The opinion also included concerns expressed by Justice Stratton at oral argument—that the deed restriction seemed designed to stifle competition, contrary to the legislative preference for school choice.
So, the Court held that “the inclusion of a deed restriction preventing the use of property for school purposes in the contract for sale of an unused school building is unenforceable as against public policy.”
Justice Pfeifer agreed with almost everything in the opinion, but thinks the holding should only apply prospectively. It struck him as unfair that the buyers got the property at a reduced price because of the deed restriction, but are now getting a windfall, while the CPS is not receiving full value for the building. He thinks the fairest way to remedy this is to have the buyers pay CPS the difference between the purchase price and the fair market value of the property without the deed restriction.
The inclusion of a deed restriction preventing the use of property for school purposes in the contract for sale of an unused school building is unenforceable as against public policy.
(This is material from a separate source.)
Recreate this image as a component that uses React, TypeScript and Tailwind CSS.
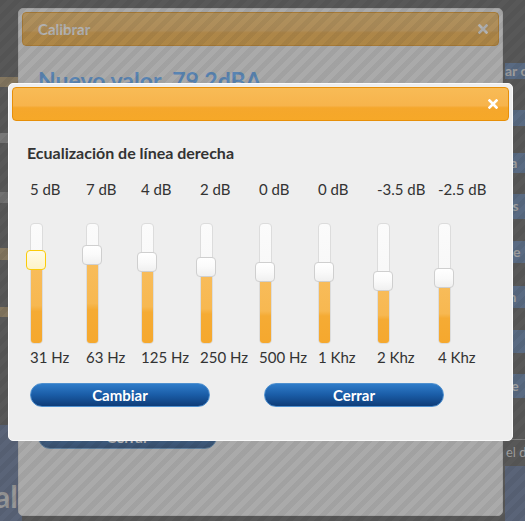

The oral argument questioning didn’t particularly signal the result in this case, except for Justice Stratton’s challenge to the CPS about being afraid of competition. The justices did seem put off by what appeared to be a peremptory attitude by the CPS about what it did or did not owe to the charter schools. But the justices also seemed very concerned at argument about the buyers acquiring property with knowledge of the restriction, but with the apparent intent to ignore it all along. Chief Justice O’Conner, for example, had asked whether the Court should say it was ok for the buyers to enter into this contract knowing full well they intended to ignore the deed restriction. None of this made it into the Court’s opinion.
This was a clear win for the 1851 Center for Constitutional Law, which argued for the buyers. The Center suffered a recent loss in its attempt to strike down the Smoke Free Workplace Act.